TFLIC FFIUL Long Term Care Rider:
  • The TFLIC Financial Foundation Long Term Care Rider (FFIUL LTC Rider) is designed to accelerate the death benefit of the base policy to provide policy owners with certain benefits to help offset expenses that arise in connection with long term care services for the insured.

    An overview of the LTC Rider's features is listed below. For more information, please select the Product Material link located in the page footer.

    Long Term Care Rider Facts

     

    Issue Ages: 18 - 75 years (age last birthday), subject to policy issue age maximums.
    Minimum LTC Rider Specified Amount: $100,000
    Maximum LTC Rider Specified Amount: $1,000,000
    LTC Rider Risk Classes: Preferred
    Non-Tobacco (up to Table D)
    Tobacco (up to Table D)

    Note: LTC Rider is not available on base policies rated higher than Table D;LTC Rider and base policy may have different risk classes and ratings.
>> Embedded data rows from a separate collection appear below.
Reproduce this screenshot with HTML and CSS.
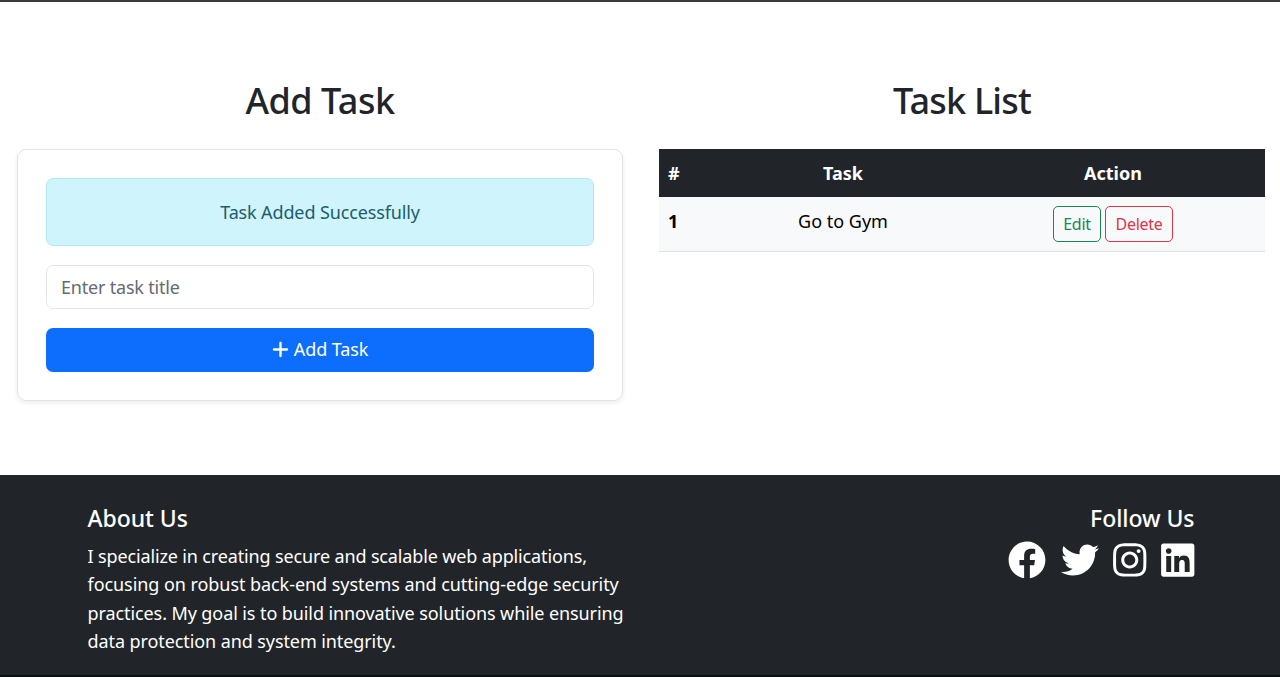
FILE: index.html
```html
<!DOCTYPE html>
<html lang="en">
<head>
<meta charset="utf-8">
<title>Task Manager</title>
<link rel="stylesheet" href="styles.css">
</head>
<body>
<main class="main">
  <section class="column">
    <h1 class="title title-add"><span>Add Task</span></h1>
    <div class="card">
      <div class="alert"><span>Task Added Successfully</span></div>
      <input class="input" type="text" placeholder="Enter task title">
      <button class="submit" type="button">
        <svg class="plus" viewBox="0 0 448 512"><path d="M256 80c0-17.700-14.300-32-32-32s-32 14.300-32 32V224H48c-17.700 0-32 14.300-32 32s14.300 32 32 32H192V432c0 17.700 14.300 32 32 32s32-14.300 32-32V288H400c17.700 0 32-14.300 32-32s-14.300-32-32-32H256V80z"/></svg>
        <span>Add Task</span>
      </button>
    </div>
  </section>
  <section class="column">
    <h1 class="title title-list"><span>Task List</span></h1>
    <table class="table">
      <colgroup><col class="col-num"><col class="col-task"><col class="col-action"></colgroup>
      <thead><tr><th class="num">#</th><th><span>Task</span></th><th class="action"><span>Action</span></th></tr></thead>
      <tbody><tr>
        <td class="num strong">1</td>
        <td><span class="task">Go to Gym</span></td>
        <td class="action"><div class="actions"><button class="btn edit" type="button">Edit</button><button class="btn delete" type="button">Delete</button></div></td>
      </tr></tbody>
    </table>
  </section>
</main>
<footer class="footer">
  <div class="about">
    <h2 class="subtitle"><span>About Us</span></h2>
    <p class="text"><span class="line-normal">I specialize in creating secure and scalable web applications,</span><br><span class="line-loose">focusing on robust back-end systems and cutting-edge security</span><br><span>practices. My goal is to build innovative solutions while ensuring</span><br><span>data protection and system integrity.</span></p>
  </div>
  <div class="follow">
    <h2 class="subtitle"><span>Follow Us</span></h2>
    <div class="social">
      <svg class="wide" viewBox="0 0 512 512"><path d="M504 256C504 119 393 8 256 8S8 119 8 256c0 123.780 90.690 226.380 209.250 245V327.690h-63V256h63v-54.640c0-62.150 37-96.480 93.670-96.480 27.140 0 55.520 4.840 55.520 4.840v61h-31.280c-30.800 0-40.410 19.120-40.410 38.730V256h68.780l-11 71.690h-57.780V501C413.310 482.380 504 379.780 504 256z"/></svg>
      <svg class="wide" viewBox="0 0 512 512"><path d="M459.370 151.716c.325 4.548.325 9.097.325 13.645 0 138.720-105.583 298.558-298.558 298.558-59.452 0-114.680-17.219-161.137-47.106 8.447.974 16.568 1.299 25.340 1.299 49.055 0 94.213-16.568 130.274-44.832-46.132-.975-84.792-31.188-98.112-72.772 6.498.974 12.995 1.624 19.818 1.624 9.421 0 18.843-1.300 27.614-3.573-48.081-9.747-84.143-51.980-84.143-102.985v-1.299c13.969 7.797 30.214 12.670 47.431 13.319-28.264-18.843-46.781-51.005-46.781-87.391 0-19.492 5.197-37.360 14.294-52.954 51.655 63.675 129.300 105.258 216.365 109.807-1.624-7.797-2.599-15.918-2.599-24.040 0-57.828 46.782-104.934 104.934-104.934 30.213 0 57.502 12.670 76.670 33.137 23.715-4.548 46.456-13.320 66.599-25.340-7.798 24.366-24.366 44.833-46.132 57.827 21.117-2.273 41.584-8.122 60.426-16.243-14.292 20.791-32.161 39.308-52.628 54.253z"/></svg>
      <svg class="narrow" viewBox="0 0 448 512"><path d="M224.100 141c-63.600 0-114.900 51.300-114.900 114.900s51.300 114.900 114.900 114.900S339 319.500 339 255.900 287.700 141 224.100 141zm0 189.600c-41.100 0-74.700-33.500-74.700-74.700s33.500-74.700 74.700-74.700 74.700 33.500 74.700 74.700-33.600 74.700-74.700 74.700zm146.400-194.300c0 14.900-12 26.800-26.800 26.800-14.900 0-26.800-12-26.800-26.800s12-26.800 26.800-26.800 26.800 12 26.800 26.800zm76.100 27.200c-1.700-35.900-9.900-67.700-36.200-93.900-26.200-26.200-58-34.400-93.900-36.200-37-2.100-147.900-2.100-184.900 0-35.800 1.700-67.600 9.900-93.900 36.100s-34.400 58-36.200 93.900c-2.100 37-2.100 147.900 0 184.900 1.700 35.900 9.900 67.700 36.200 93.900s58 34.400 93.900 36.200c37 2.100 147.900 2.100 184.900 0 35.900-1.700 67.700-9.900 93.900-36.200 26.200-26.200 34.400-58 36.200-93.900 2.100-37 2.100-147.800 0-184.800zM398.800 388c-7.800 19.600-22.900 34.700-42.600 42.600-29.500 11.700-99.500 9-132.100 9s-102.700 2.600-132.100-9c-19.600-7.800-34.700-22.900-42.600-42.600-11.700-29.500-9-99.500-9-132.100s-2.600-102.700 9-132.100c7.800-19.600 22.900-34.700 42.600-42.600 29.500-11.700 99.500-9 132.100-9s102.700-2.600 132.100 9c19.600 7.800 34.700 22.900 42.600 42.600 11.700 29.500 9 99.500 9 132.100s2.700 102.700-9 132.100z"/></svg>
      <svg class="narrow" viewBox="0 0 448 512"><path d="M416 32H31.900C14.300 32 0 46.500 0 64.300v383.400C0 465.500 14.300 480 31.900 480H416c17.600 0 32-14.500 32-32.300V64.300c0-17.800-14.400-32.300-32-32.300zM135.400 416H69V202.200h66.500V416zm-33.200-243c-21.300 0-38.500-17.300-38.500-38.500S80.900 96 102.200 96c21.200 0 38.500 17.300 38.500 38.500 0 21.300-17.200 38.500-38.500 38.500zm282.100 243h-66.400V312c0-24.800-.5-56.700-34.500-56.700-34.600 0-39.900 27-39.900 54.900V416h-66.400V202.200h63.700v29.200h.9c8.900-16.800 30.600-34.500 62.900-34.500 67.200 0 79.700 44.300 79.700 101.900V416z"/></svg>
    </div>
  </div>
</footer>
</body>
</html>
```
FILE: styles.css
```css
* { box-sizing: border-box; }
body {
  margin: 0;
  height: 677px;
  display: flex;
  flex-direction: column;
  overflow: hidden;
  background: #fff;
  color: #212529;
  border-top: 2px solid #3e3a3c;
  font: 18px/28.4px "Noto Sans", "Open Sans", sans-serif;
}
.main {
  height: 473px;
  padding: 76px 15px 0 17px;
  display: grid;
  grid-template-columns: 606px 606px;
  column-gap: 36px;
}
.title {
  margin: 0 0 26px;
  font-size: 36px;
  line-height: 45px;
  font-weight: 500;
  text-align: center;
  letter-spacing: -0.5px;
}
.title-list { letter-spacing: -0.8px; }
.card {
  height: 252px;
  padding: 28px;
  border: 1px solid #e2e3e5;
  border-radius: 9px;
  box-shadow: 0 2px 5px rgba(0, 0, 0, .075);
  display: flex;
  flex-direction: column;
}
.alert {
  height: 68px;
  margin-bottom: 19px;
  padding-top: 1px;
  display: grid;
  place-items: center;
  color: #1c5d6c;
  background: #cff4fc;
  border: 1px solid #b0e9f5;
  border-radius: 7px;
  letter-spacing: -0.13px;
}
.input {
  height: 44px;
  margin-bottom: 19px;
  padding: 0 14px;
  border: 1px solid #e2e5e8;
  border-radius: 7px;
  font: inherit;
  letter-spacing: -0.2px;
}
.input::placeholder { color: #656a6f; opacity: 1; }
.submit {
  height: 44px;
  padding: 0 0 1px;
  display: flex;
  align-items: center;
  justify-content: center;
  gap: 5px;
  border: 0;
  border-radius: 7px;
  background: #0d6efd;
  color: #fff;
  font: inherit;
  letter-spacing: -0.1px;
}
svg { fill: currentColor; display: block; }
.plus { width: 17px; height: 19px; }
.table {
  width: 606px;
  table-layout: fixed;
  border-collapse: separate;
  border-spacing: 0;
  text-align: center;
  color: #000;
}
.col-num { width: 46px; }
.col-task { width: 276px; }
.table th {
  height: 48px;
  padding: 0;
  background: #212529;
  color: #fff;
  font-weight: 700;
}
.table td {
  height: 55px;
  padding: 10px 0 8px;
  vertical-align: top;
  background: #f8f9fa;
  border-bottom: 1px solid #dfe0e1;
}
.table .num { padding-left: 9px; text-align: left; }
.table .action { padding-right: 20px; }
.strong { font-weight: 700; }
.actions { display: flex; justify-content: center; gap: 4px; margin-top: -1px; }
.btn {
  height: 36px;
  padding: 0;
  border: 1px solid;
  border-radius: 5px;
  background: transparent;
  font: 16px/24px "Noto Sans", "Open Sans", sans-serif;
  letter-spacing: -0.3px;
}
.edit { width: 48px; color: #198754; }
.delete { width: 68px; color: #dc3545; }
.footer {
  height: 202px;
  padding: 29px 85.5px 0 87.5px;
  display: flex;
  justify-content: space-between;
  background: #212529;
  color: #fff;
  border-bottom: 2px solid #0b1013;
}
.subtitle {
  margin: 0 0 9px;
  font-size: 23px;
  line-height: 29px;
  font-weight: 500;
  letter-spacing: -0.05px;
}
.text { margin: 0; white-space: nowrap; letter-spacing: -0.09px; }
.line-normal { letter-spacing: -0.14px; }
.line-loose { letter-spacing: -0.06px; }
.follow { text-align: right; }
.social { display: flex; gap: 14.5px; margin-top: -1px; }
.wide { width: 38px; height: 38px; }
.narrow { width: 33.500px; height: 38px; }
```
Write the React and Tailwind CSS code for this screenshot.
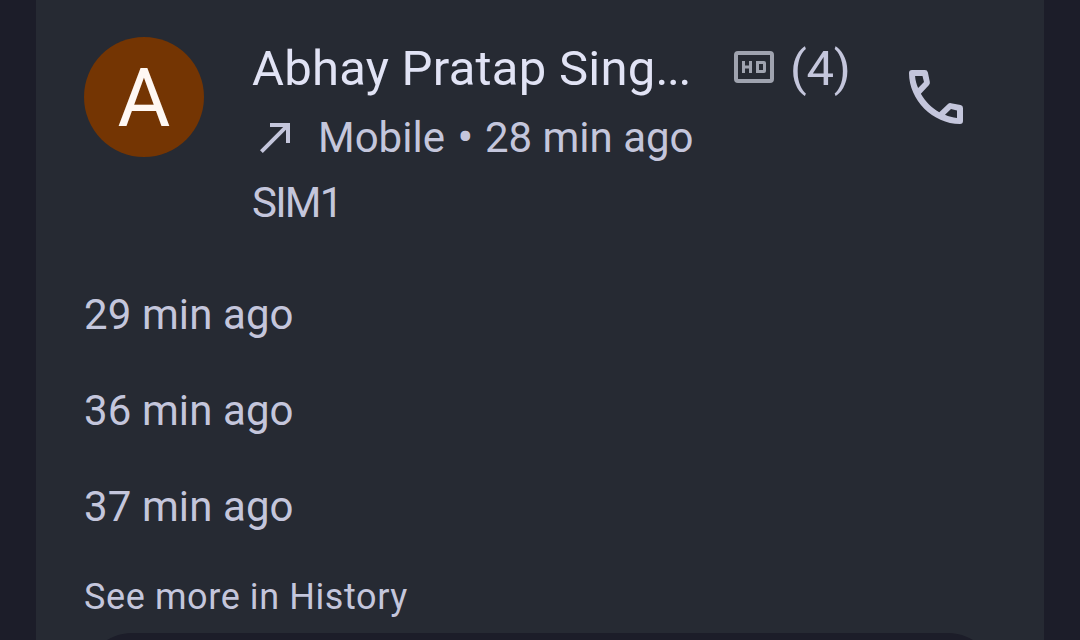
import React from 'react';

const olderCalls = ['29 min ago', '36 min ago', '37 min ago'];

const OutgoingIcon = () => (
  <svg viewBox="0 0 24 24" className="w-12 h-12 shrink-0" fill="currentColor">
    <path d="M9 5v2h6.59L4 18.59 5.41 20 17 8.41V15h2V5z" />
  </svg>
);

const HdIcon = () => (
  <svg viewBox="0 0 24 24" className="w-12 h-12 shrink-0 text-[#9fa3af]" fill="currentColor">
    <path
      fillRule="evenodd"
      d="M4 4h16a2 2 0 0 1 2 2v12a2 2 0 0 1-2 2H4a2 2 0 0 1-2-2V6a2 2 0 0 1 2-2zm0 2v12h16V6z"
    />
    <path d="M11 15V9H9.5v2.25h-2V9H6v6h1.5v-2.25h2V15z" />
    <path
      fillRule="evenodd"
      d="M13 9v6h4a1 1 0 0 0 1-1v-4a1 1 0 0 0-1-1zm1.5 1.5h2v3h-2z"
    />
  </svg>
);

const CallIcon = () => (
  <svg viewBox="0 0 24 24" className="w-[72px] h-[72px]" fill="currentColor">
    <path
      fillRule="evenodd"
      d="M4 3H8.3Q9.1 3 9.3 3.8L9.95 7Q10.05 7.6 9.6 8.1L6.95 10.9C8.4 13.5 10.5 15.6 13.1 17.05L15.9 14.4Q16.4 13.95 17 14.05L20.2 14.7Q21 14.9 21 15.7V20Q21 21 20 21C11 21 3 13 3 4Q3 3 4 3ZM5.02 5C5.12 6.4 5.5 7.8 6.05 9L8 7L7.5 5ZM19 18.98C17.6 18.88 16.2 18.5 15 17.95L17 16L19 16.5Z"
    />
  </svg>
);

const App = () => {
  return (
    <div className="w-[1080px] h-[640px] overflow-hidden bg-[#1c1d29] px-9 font-[Roboto,sans-serif] text-[#c4c6dc]">
      <div className="h-full flex flex-col bg-[#262a33] px-12">
        {/* Latest call */}
        <div className="flex h-[267px] shrink-0 items-start pt-[37px]">
          <div className="flex w-[120px] h-[120px] shrink-0 items-center justify-center rounded-full bg-[#743503] pt-1 text-[81px] leading-[120px] text-[#fff8f3]">
            A
          </div>

          <div className="ml-12 flex w-[648px] flex-col">
            <div className="flex h-[60px] items-center whitespace-nowrap text-[49px] leading-[60px]">
              <h1 className="w-[478px] pt-1 tracking-[0.25px] text-[#e1e3f5]">
                Abhay Pratap Sing<span className="tracking-[-1.4px]">...</span>
              </h1>
              <HdIcon />
              <span className="ml-3 pt-1 tracking-[-0.3px]">(4)</span>
            </div>
            <div className="mt-4 flex h-12 items-center whitespace-nowrap text-[42px] leading-[48px]">
              <OutgoingIcon />
              <p className="ml-[18px] flex items-center pt-0.5">
                <span>Mobile</span>
                <span className="ml-1 mr-[3px] w-[33px] text-center text-[48px] leading-[48px]">•</span>
                <span>28 min ago</span>
              </p>
            </div>
            <p className="mt-[18px] text-[42px] leading-[48px] tracking-[-1.8px]">SIM1</p>
          </div>

          <button aria-label="Call" className="mt-6">
            <CallIcon />
          </button>
        </div>

        {/* Older calls */}
        <ul className="shrink-0 text-[42px] tracking-[0.1px]">
          {olderCalls.map((time) => (
            <li key={time} className="flex h-24 items-center leading-[96px]">
              {time}
            </li>
          ))}
        </ul>

        <p className="mt-[18px] h-[60px] shrink-0 text-[36px] leading-[48px] tracking-[0.6px]">
          See more in History
        </p>

        <div className="h-24 shrink-0 rounded-[48px] bg-[#1c1d29]" />
      </div>
    </div>
  );
};

export default App;
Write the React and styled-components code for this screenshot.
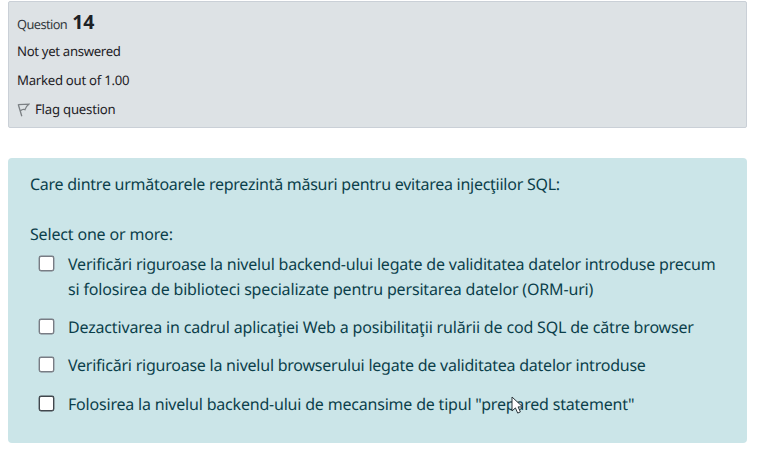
import React from "react";
import styled, { createGlobalStyle } from "styled-components";

const GlobalStyle = createGlobalStyle`
  * { box-sizing: border-box; }
  body {
    margin: 0;
    background: #fff;
    font-family: "Noto Sans", "Open Sans", sans-serif;
    text-rendering: geometricPrecision;
  }
`;

const Page = styled.main`
  width: 757px;
  height: 452px;
  padding: 1px 10px 0 8px;
  overflow: hidden;
`;

const InfoPanel = styled.section`
  height: 127px;
  padding: 6px 8px;
  border: 1px solid #cad0d7;
  border-radius: 2px;
  background: #dde2e5;
  color: #1d2125;
  font-size: 13.2px;
`;

const QuestionHeading = styled.h3`
  display: flex;
  align-items: baseline;
  gap: 5px;
  height: 29px;
  margin: 0;
  font-size: 12.8px;
  line-height: 28px;
  font-weight: 400;
  color: #343a40;
`;

const QuestionNumber = styled.span`
  font-size: 19.5px;
  font-weight: 700;
  color: #1d2125;
`;

const InfoLine = styled.div`
  display: flex;
  align-items: center;
  gap: 5px;
  height: 29px;
  line-height: 29px;
`;

const Flag = styled.svg`
  display: block;
  width: 13px;
  height: 14px;
`;

const Text = styled.span`
  white-space: nowrap;
  letter-spacing: ${(p) => p.$track || 0}px;
`;

const Formulation = styled.section`
  height: 285px;
  margin-top: 30px;
  padding: 14px 22px;
  border-radius: 4px;
  background: #cbe5e8;
  color: #0b3f4b;
  font-size: 16px;
  line-height: 25px;
`;

const Prompt = styled.p`
  height: 25px;
  margin: 0 0 25px;
`;

const Legend = styled.div`
  height: 25px;
  margin-bottom: 5px;
`;

const AnswerList = styled.div`
  display: flex;
  flex-direction: column;
  gap: 13.7px;
`;

const Answer = styled.label`
  display: flex;
  align-items: flex-start;
  gap: 14px;
  padding-left: 9px;
`;

const Checkbox = styled.input`
  appearance: none;
  flex: none;
  width: 15px;
  height: 15px;
  margin: 4px 0 0;
  border: 1px solid ${(p) => (p.$hovered ? "#41474d" : "#787c84")};
  border-radius: 2px;
  background: #fff;
  box-shadow: 0 0 0 0.4px ${(p) => (p.$hovered ? "#41474d" : "#787c84")};
`;

const AnswerText = styled.span`
  display: flex;
  flex-direction: column;
  line-height: 24.7px;
`;

const Cursor = styled.svg`
  position: absolute;
  left: 511px;
  top: 396px;
  width: 13px;
  height: 19px;
`;

const answers = [
  {
    lines: [
      ["Verificări riguroase la nivelul backend-ului legate de validitatea datelor introduse precum", -0.21],
      ["si folosirea de biblioteci specializate pentru persitarea datelor (ORM-uri)", -0.17],
    ],
  },
  { lines: [["Dezactivarea in cadrul aplicaţiei Web a posibilitaţii rulării de cod SQL de către browser", -0.17]] },
  { lines: [["Verificări riguroase la nivelul browserului legate de validitatea datelor introduse", -0.235]] },
  { lines: [['Folosirea la nivelul backend-ului de mecansime de tipul "prepared statement"', -0.197]], hovered: true },
];

export default function App() {
  return (
    <Page>
      <GlobalStyle />
      <InfoPanel>
        <QuestionHeading>
          <Text $track={-0.58}>Question</Text>
          <QuestionNumber>14</QuestionNumber>
        </QuestionHeading>
        <InfoLine><Text $track={-0.34}>Not yet answered</Text></InfoLine>
        <InfoLine><Text $track={-0.28}>Marked out of 1.00</Text></InfoLine>
        <InfoLine>
          <Flag viewBox="0 0 13 14" fill="none" stroke="#7b8084" strokeWidth="1.3">
            <path d="M1.2 1.3 4.8 13.2M1.2 1.6 11.8 1.2C10 2.6 8.6 4.2 8 6.6 6.2 5.9 4.8 6.4 3.3 8" />
          </Flag>
          <Text $track={-0.23}>Flag question</Text>
        </InfoLine>
      </InfoPanel>
      <Formulation>
        <Prompt><Text $track={-0.26}>Care dintre următoarele reprezintă măsuri pentru evitarea injecţiilor SQL:</Text></Prompt>
        <Legend><Text $track={-0.17}>Select one or more:</Text></Legend>
        <AnswerList>
          {answers.map(({ lines, hovered }) => (
            <Answer key={lines[0][0]}>
              <Checkbox type="checkbox" $hovered={hovered} />
              <AnswerText>
                {lines.map(([text, track]) => (
                  <Text key={text} $track={track}>{text}</Text>
                ))}
              </AnswerText>
            </Answer>
          ))}
        </AnswerList>
      </Formulation>
      <Cursor viewBox="0 0 13 19">
        <path d="M1 1v14l3.4-3.1 2.3 5.2 2.7-1.2-2.3-5h4.6z" fill="#fff" stroke="#29343a" strokeWidth="1" />
      </Cursor>
    </Page>
  );
}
    Base Policy Death Benefit Option Availability: Level or Increasing.
    Base Policy 7702 Test: Cash Value Accumulation Test (CVAT) and Guideline Premium Test (GPT).
    Benefit Eligibility Triggers: Inability to perform 2 out of 6 Activities of Daily Living (bathing, continence, dressing, eating, toileting, transferring); or Severe Cognitive Impairment.
    Eligibility Period:

    Eligibility Period Days

    • 90 days
    • Do not need to be consecutive.
    • The eligibility period must
      be satisfied within a period of 180
      consecutive days.
    • Need to be satisfied one time only.
    • LTC claim payments are retroactive to the first day of eligibility
    Maximum Monthly Rider Benefit: Lesser of: 2% of the LTC Specified Amount when LTC benefits begin; or the per diem amount allowed by HIPAA times the number of days in the month.
    Rider Charges: Until the policy anniversary at the insured's age 121, rider charges will be calculated monthly and subtracted from the policy value at the beginning of each policy month.
    Rider Availability: No other elective riders are available if LTC Rider is chosen.
    Waiver of LTC Rider Charges: LTC Rider charges are waived while LTC Rider benefits are being paid.
    All other policy Monthly Deductions continue.
    Residual Death Benefit (provided by separate endorsement): A Residual Death Benefit may be payable if the insured dies while on claim or if the Rider Maximum Amount has been paid. No Residual Death Benefit is payable if the insured has recovered and is not on claim.
    Loans and Withdrawals: Not allowed while on claim. Loans and withdrawals will reduce the death benefit and LTC Rider benefit.
    LTC Rider Specified Amount: Equals the TFLIC Financial Foundation IUL base policy Face Amount.
    No other amount can be elected.
    Increase in LTC Rider Specified Amount: Not allowed after the policy and Rider is issued. However, if the owner changes the death benefit t option which results in an increase in the face amount of the policy, the LTC rider specified amount will also increase such that it is equal to the policy face amount.
    LTC Rider Claim Illustratable: Mobility Software can illustrate hypothetical LTC claim scenarios.